> _PROVIDED DATA_:
..........
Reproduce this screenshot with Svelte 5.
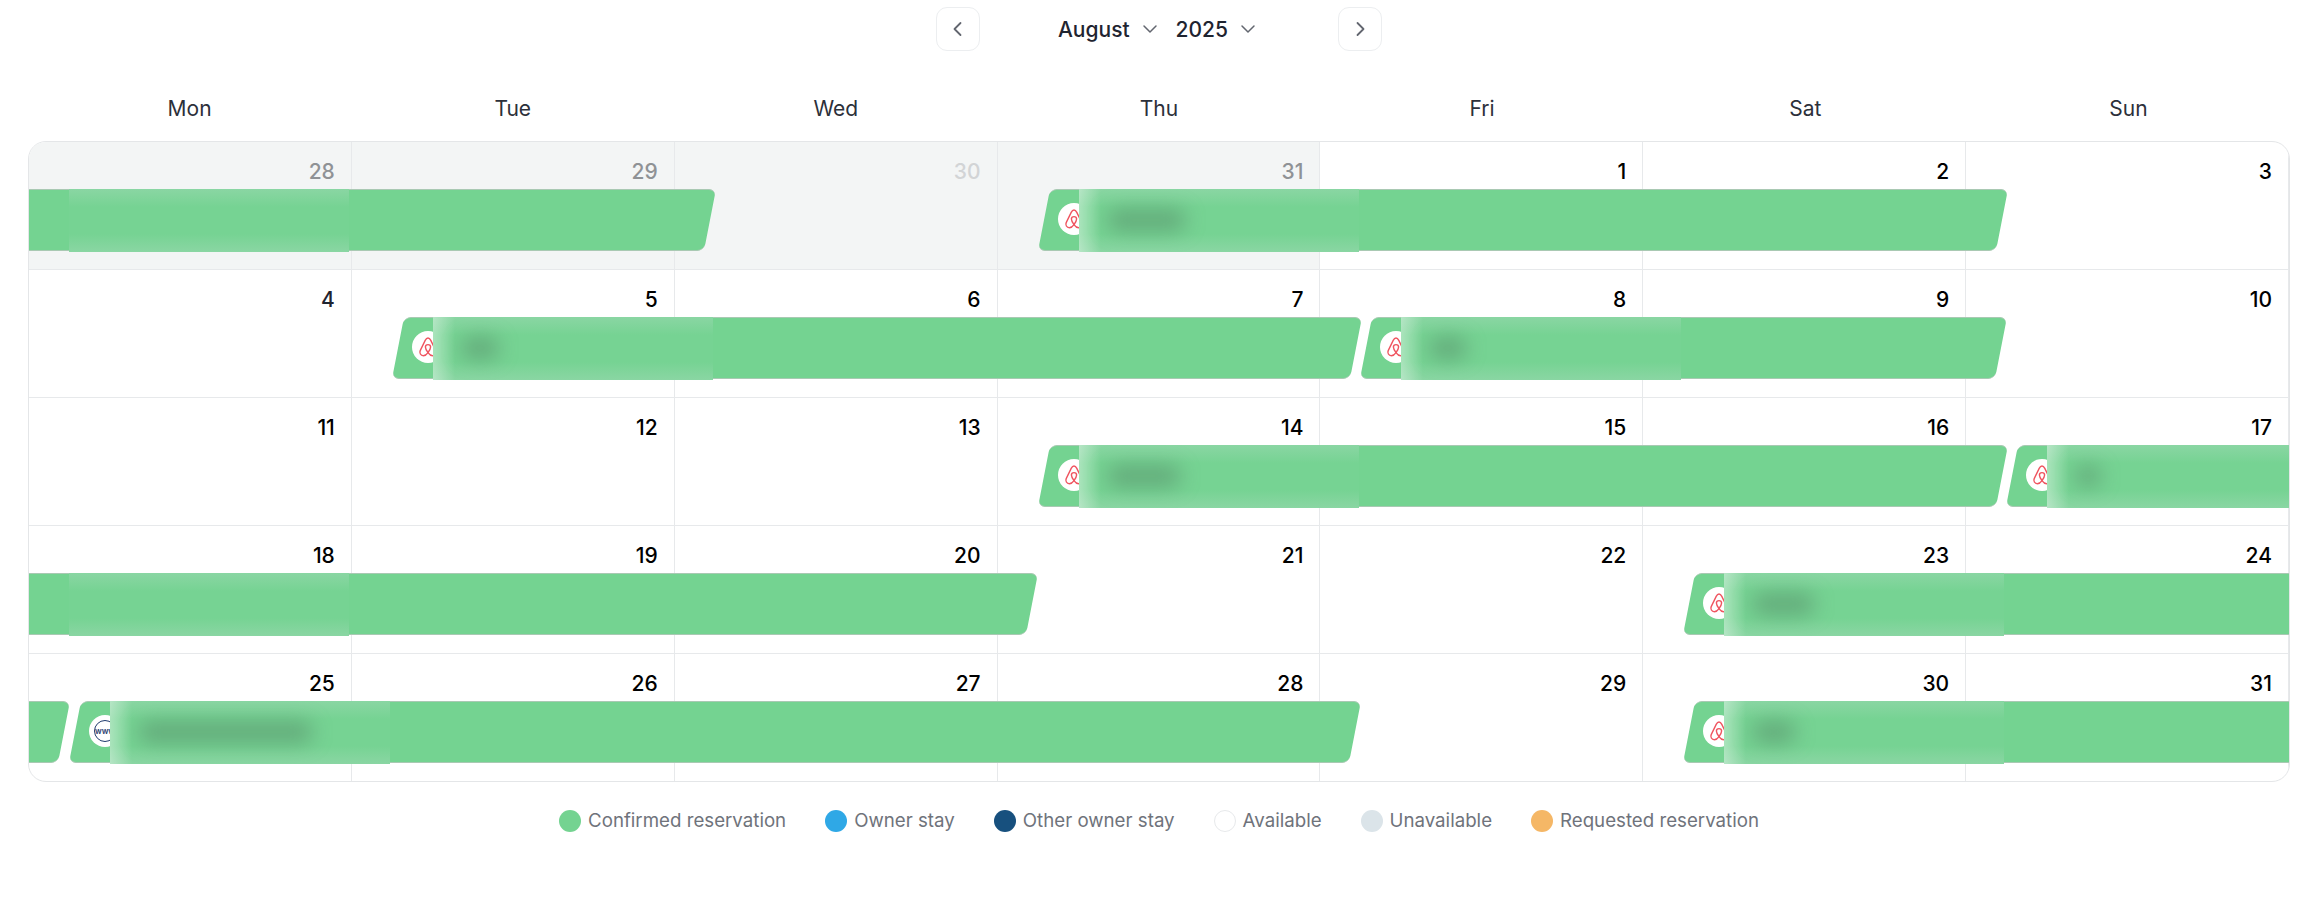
<script>
  const weekdays = ['Mon', 'Tue', 'Wed', 'Thu', 'Fri', 'Sat', 'Sun'];

  // start -1 / end 7 = the stay runs past the edge of the week
  const weeks = [
    {
      days: [[28, 'past'], [29, 'past'], [30, 'faint'], [31, 'past'], [1], [2], [3]],
      bars: [
        { start: -1, end: 2, patch: 0 },
        { start: 3, end: 6, icon: 'airbnb', patch: 3, blob: 87 }
      ]
    },
    {
      days: [[4, 'dim'], [5], [6], [7], [8], [9], [10]],
      bars: [
        { start: 1, end: 4, icon: 'airbnb', patch: 1, blob: 46 },
        { start: 4, end: 6, icon: 'airbnb', patch: 4, blob: 46 }
      ]
    },
    {
      days: [[11], [12], [13], [14], [15], [16], [17]],
      bars: [
        { start: 3, end: 6, icon: 'airbnb', patch: 3, blob: 82 },
        { start: 6, end: 8, icon: 'airbnb', patch: 6, blob: 34 }
      ]
    },
    {
      days: [[18], [19], [20], [21], [22], [23], [24]],
      bars: [
        { start: -1, end: 3, patch: 0 },
        { start: 5, end: 8, icon: 'airbnb', patch: 5, blob: 71 }
      ]
    },
    {
      days: [[25], [26], [27], [28], [29], [30], [31]],
      bars: [
        { start: -1, end: 0 },
        { start: 0, end: 4, icon: 'www', patch: 0, blob: 183 },
        { start: 5, end: 8, icon: 'airbnb', patch: 5, blob: 52 }
      ]
    }
  ];

  const legend = [
    { label: 'Confirmed reservation', color: '#74d391' },
    { label: 'Owner stay', color: '#2fa8e6' },
    { label: 'Other owner stay', color: '#17507e' },
    { label: 'Available', color: '#ffffff', outlined: true },
    { label: 'Unavailable', color: '#dbe4e9' },
    { label: 'Requested reservation', color: '#f5b766' }
  ];

  const col = (n) => `${n} * 100% / 7`;
</script>

<div class="page">
  <nav class="month-nav">
    <button class="arrow" aria-label="Previous month">
      <svg width="20" height="20" viewBox="0 0 20 20" fill="none" stroke="currentColor" stroke-width="1.8" stroke-linecap="round" stroke-linejoin="round">
        <path d="M12.5 4 6.5 10l6 6" />
      </svg>
    </button>
    <div class="selects">
      <button class="select">August
        <svg width="16" height="10" viewBox="0 0 16 10" fill="none" stroke="currentColor" stroke-width="1.5" stroke-linecap="round" stroke-linejoin="round"><path d="M2 2l6 6 6-6" /></svg>
      </button>
      <button class="select">2025
        <svg width="16" height="10" viewBox="0 0 16 10" fill="none" stroke="currentColor" stroke-width="1.5" stroke-linecap="round" stroke-linejoin="round"><path d="M2 2l6 6 6-6" /></svg>
      </button>
    </div>
    <button class="arrow" aria-label="Next month">
      <svg width="20" height="20" viewBox="0 0 20 20" fill="none" stroke="currentColor" stroke-width="1.8" stroke-linecap="round" stroke-linejoin="round">
        <path d="M7.5 4l6 6-6 6" />
      </svg>
    </button>
  </nav>

  <div class="weekdays">
    {#each weekdays as day}
      <div>{day}</div>
    {/each}
  </div>

  <div class="calendar">
    {#each weeks as week}
      <div class="week">
        {#each week.days as [num, tone]}
          <div class="cell {tone ?? ''}"><span>{num}</span></div>
        {/each}

        {#each week.bars as bar}
          <div class="bar" style="left: calc({col(bar.start)} + 46px); right: calc(100% - ({col(bar.end)}) - 35px);">
            <div class="shape"></div>
            {#if bar.icon}
              <div class="logo">
                {#if bar.icon === 'airbnb'}
                  <svg width="24" height="24" viewBox="0 0 24 24" fill="none" stroke="#ef5560" stroke-width="1.4" stroke-linejoin="round">
                    <path d="M12 3C10.8 3 10 3.8 9.2 5.4L4.2 15.6C3.2 17.8 4.6 20.8 7.4 20.8C9.2 20.8 10.6 19.6 12 17.6C13.4 19.6 14.8 20.8 16.6 20.8C19.4 20.8 20.8 17.8 19.8 15.6L14.8 5.4C14 3.8 13.2 3 12 3Z" />
                    <path d="M12 17.6C10.4 15.4 9.4 13.4 9.4 12C9.4 10.4 10.6 9.6 12 9.6C13.4 9.6 14.6 10.4 14.6 12C14.6 13.4 13.6 15.4 12 17.6Z" />
                  </svg>
                {:else}
                  <span class="www">www</span>
                {/if}
              </div>
            {/if}
          </div>
          {#if bar.patch !== undefined}
            <div class="patch" class:lit={bar.icon} style="left: calc({col(bar.patch)} + {bar.start < 0 ? 40 : 81}px);">
              {#if bar.blob}
                <div class="blob" style="width: {bar.blob - 8}px;"></div>
              {/if}
            </div>
          {/if}
        {/each}
      </div>
    {/each}
  </div>

  <div class="legend">
    {#each legend as item}
      <div class="legend-item">
        <span class="dot" class:outlined={item.outlined} style="background: {item.color};"></span>
        {item.label}
      </div>
    {/each}
  </div>
</div>

<style>
  :global(body) {
    margin: 0;
    background: #fff;
  }

  .page {
    padding: 7px 28px 0;
    font-family: Inter, "Liberation Sans", sans-serif;
    color: #1f2430;
  }

  .month-nav {
    display: flex;
    justify-content: center;
    align-items: center;
    height: 44px;
  }

  button {
    font: inherit;
    color: inherit;
    background: none;
    border: none;
    padding: 0;
  }

  .arrow {
    width: 44px;
    height: 44px;
    display: flex;
    align-items: center;
    justify-content: center;
    border: 1px solid #eceef0;
    border-radius: 11px;
    color: #62666f;
  }

  .selects {
    display: flex;
    gap: 18px;
    width: 358px;
    padding-right: 4px;
    box-sizing: border-box;
    justify-content: center;
  }

  .select {
    display: flex;
    align-items: center;
    gap: 12px;
    font-size: 21px;
    font-weight: 500;
  }

  .select svg {
    color: #62666f;
  }

  .weekdays {
    display: grid;
    grid-template-columns: repeat(7, 1fr);
    height: 90px;
    padding-top: 24px;
    box-sizing: border-box;
    align-items: center;
    text-align: center;
    font-size: 21px;
    color: #2c303a;
  }

  .calendar {
    border: 1px solid #e4e6e8;
    border-radius: 18px;
    overflow: hidden;
  }

  .week {
    position: relative;
    display: grid;
    grid-template-columns: repeat(7, 1fr);
    height: 128px;
    border-bottom: 1px solid #e7e9eb;
    box-sizing: border-box;
    overflow: hidden;
  }

  .week:last-child {
    border-bottom: none;
    height: 127px;
  }

  .cell {
    border-right: 1px solid #e7e9eb;
    padding: 18px 16px 0 0;
    text-align: right;
    font-size: 21px;
    line-height: 24px;
    font-weight: 500;
    color: #000;
  }

  .cell:last-child {
    border-right: none;
  }

  .cell.past {
    background: #f3f5f5;
    color: #8f9295;
  }

  .cell.faint {
    background: #f3f5f5;
    color: #d2d4d6;
  }

  .cell.dim {
    color: #1f2430;
  }

  .bar {
    position: absolute;
    top: 47px;
    height: 62px;
  }

  .shape {
    position: absolute;
    inset: 0;
    background: #74d391;
    border-top: 1px solid #a9c9b3;
    border-bottom: 1px solid #a9c9b3;
    box-sizing: border-box;
    border-radius: 7px;
    transform: skewX(-11deg);
  }

  .logo {
    position: absolute;
    left: 14px;
    top: 14px;
    width: 32px;
    height: 32px;
    border-radius: 50%;
    background: #fff;
    display: flex;
    align-items: center;
    justify-content: center;
  }

  .www {
    width: 22px;
    height: 22px;
    box-sizing: border-box;
    border: 1.5px solid #1f3a6e;
    border-radius: 50%;
    display: flex;
    align-items: center;
    justify-content: center;
    color: #1f3a6e;
    font-size: 8px;
    font-weight: 600;
  }

  .patch {
    position: absolute;
    top: 47px;
    width: 280px;
    height: 63px;
    background: linear-gradient(180deg, #8ad6a3, #76d393 18px, #76d393 45px, #8ad6a3);
    overflow: hidden;
  }

  .patch.lit {
    background:
      linear-gradient(90deg, rgba(255, 255, 255, 0.38), rgba(255, 255, 255, 0) 22px),
      linear-gradient(180deg, #8ad6a3, #76d393 18px, #76d393 45px, #8ad6a3);
  }

  .blob {
    position: absolute;
    left: 28px;
    top: 20px;
    height: 22px;
    border-radius: 11px;
    background: rgba(70, 110, 85, 0.4);
    filter: blur(10px);
  }

  .legend {
    display: flex;
    justify-content: center;
    gap: 39px;
    margin-top: 27px;
    font-size: 18.7px;
    color: #6f737b;
  }

  .legend-item {
    display: flex;
    align-items: center;
    gap: 7px;
  }

  .dot {
    width: 22px;
    height: 22px;
    border-radius: 50%;
    box-sizing: border-box;
  }

  .dot.outlined {
    border: 1px solid #e7e9eb;
  }
</style>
..........
Print the data above verbatim from the first line through the line holding "['Mon', 'Tue', 'Wed', 'Thu', 'Fri', 'Sat', 'Sun'];", leaving every picture out.

> _EXPECTED OUTPUT_:
Reproduce this screenshot with Svelte 5.
<script>
  const weekdays = ['Mon', 'Tue', 'Wed', 'Thu', 'Fri', 'Sat', 'Sun'];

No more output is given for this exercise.